The new machinery can process thousands of tons a year of food that is thrown away by manufacturers and grocery stores while still in its plastic, metal or paper packaging. Manufacturers such as Ben & Jerry’s often need to discard batches of food and beverages that don’t meet their strict quality-control standards or are past their shelf life. The Williston facility also handles food waste from homes, restaurants, apartment complexes and institutions.
While the process separates out most contaminants, it does not capture them all. That melted Ben & Jerry’s ice cream and other food slop will still contain tiny bits of plastic when it leaves Casella’s separator and is shipped to biogas plants. There, when mixed with other food or farm waste, it will decompose in huge digesters, generating methane that is turned into energy. Some of the plastic — the crucial question is how much — will still be present when the depleted material is spread on Vermont farm fields.

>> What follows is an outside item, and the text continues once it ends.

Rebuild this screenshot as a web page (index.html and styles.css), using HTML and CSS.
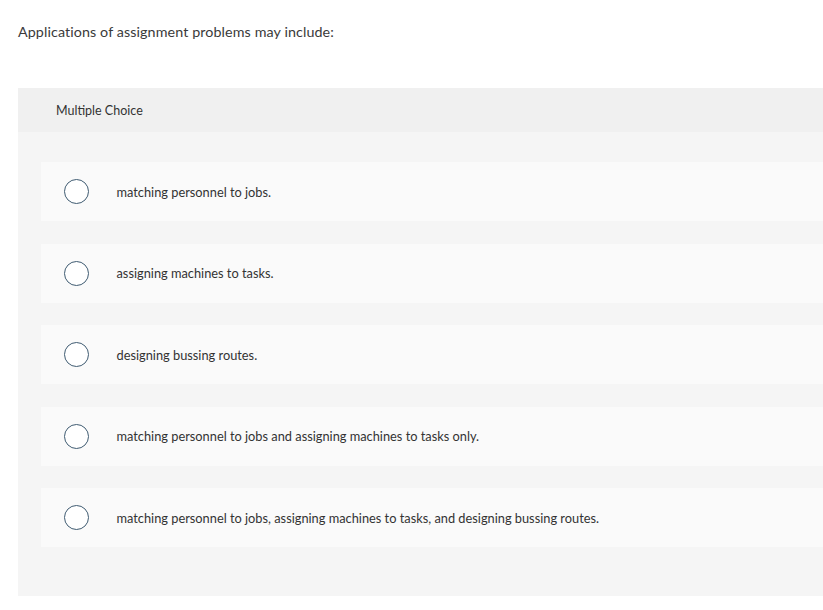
FILE: index.html
```html
<!DOCTYPE html>
<html>
<head>
<meta charset="utf-8">
<link rel="stylesheet" href="styles.css">
</head>
<body>
<div class="page">
  <p class="question">Applications of assignment problems may include:</p>
  <div class="panel">
    <div class="panel-header">Multiple Choice</div>
    <div class="panel-body">
      <label class="option"><span class="radio"></span><span class="option-text">matching personnel to jobs.</span></label>
      <label class="option"><span class="radio"></span><span class="option-text">assigning machines to tasks.</span></label>
      <label class="option"><span class="radio"></span><span class="option-text">designing bussing routes.</span></label>
      <label class="option"><span class="radio"></span><span class="option-text">matching personnel to jobs and assigning machines to tasks only.</span></label>
      <label class="option"><span class="radio"></span><span class="option-text">matching personnel to jobs, assigning machines to tasks, and designing bussing routes.</span></label>
    </div>
  </div>
</div>
</body>
</html>
```

FILE: styles.css
```css
html, body {
  margin: 0;
  padding: 0;
  background: #ffffff;
  overflow: hidden;
}
.page {
  font-family: Lato, "Liberation Sans", sans-serif;
  color: #333333;
  padding-left: 18px;
}
.question {
  margin: 0;
  padding-top: 22px;
  font-size: 14.3px;
  line-height: 20px;
  color: #3a3a3a;
  letter-spacing: 0.1px;
}
.panel {
  margin-top: 46px;
}
.panel-header {
  height: 44px;
  display: flex;
  align-items: center;
  padding-left: 38px;
  background: #f0f0f0;
  font-size: 12.5px;
  color: #333333;
}
.panel-body {
  background: #f5f5f5;
  padding: 30px 0 49px 23px;
  display: flex;
  flex-direction: column;
  gap: 22.5px;
}
.option {
  height: 59px;
  background: #fafafa;
  display: flex;
  align-items: center;
  padding-left: 22.5px;
}
.radio {
  box-sizing: border-box;
  width: 25px;
  height: 25px;
  border: 1.5px solid #3f5b71;
  border-radius: 50%;
  background: #ffffff;
  flex: none;
}
.option-text {
  margin-left: 28px;
  font-size: 12.8px;
  color: #333333;
}
```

The state’s nearly decade-long drive to steer all organic material — whether leaves raked off lawns, vegetables scraped off dinner plates or stale bread tossed from supermarket shelves — out of the landfill and into animal feed, healthy soil and green energy has made Vermont a leader in food waste recovery. But the solution to one problem — wasting valuable landfill space with food that simply rots — has unintentionally caused another, say critics of the new process.
So far this year, more than 500 tons of material from digesters that accept this depackaged waste have likely been applied to farmland in Vermont, according to data from the state Department of Environmental Conservation.
“It’s foolish to think that we can lace our precious agricultural lands with countless bits of indestructible microplastic and not suffer the health and environmental consequences,” said Paul Burns, executive director of the Vermont Public Interest Research Group.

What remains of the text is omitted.